En effet, il n’aime pas, mais pas du tout, l’Occident et tout ce qui le symbolise à ses yeux : les banques, la bourse, les riches, les filles dénudées offertes par la pub et les esclaves volontaires de la pernicieuse société de consommation. Il a ça en commun – la sauvagerie sanguinaire en moins – avec la secte Boko Haram. Même si cela fait débat, les mots « Boko Haram » pourraient signifier : « Livres (comprendre Occident) interdits ». Il y a donc nombre de bobo… haram !

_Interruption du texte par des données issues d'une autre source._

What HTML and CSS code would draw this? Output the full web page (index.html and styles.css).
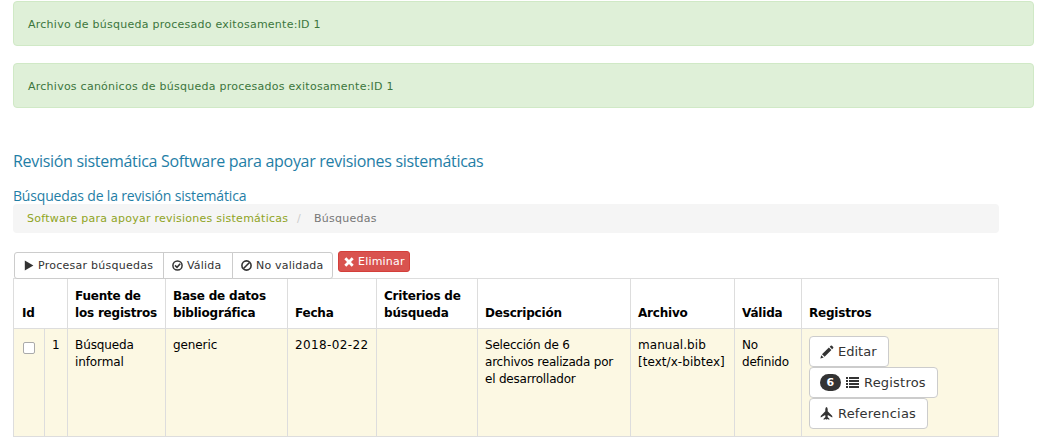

Mais que serait la haine si elle n’était pas équilibrée par de l’amour ? Le bobo aime donc. Il aime les filles arabes que l’Etat oppressif veut empêcher de porter le voile. Il aime les oliviers palestiniens que les bulldozers sionistes arrachent. Il aime les peuples arabes, tellement proches de la terre et de la nature. Le bobo-halal se porte lui aussi très bien.
Il est chez lui place de la République. Là-bas le drapeau tricolore, rouge du sang des colonisés, n’a pas droit de séjour. Le drapeau palestinien si. Il paraît que les goûts et couleurs ne se discutent pas. Le bobo a choisi les siens. Et fort de cette belle identité, il nous emmerde, si l’on en croît la profession de foi de M. Senabre.
Car, écrit-il audacieusement, il vaut mieux être traité de bobo que de « gros connard ». Et là se fait jour chez nous une douloureuse interrogation : pourquoi oppose-t-il ces deux entités le bobo et le connard ? A l’évidence (allez donc vérifier place de la République), elles sont parfaitement cumulables.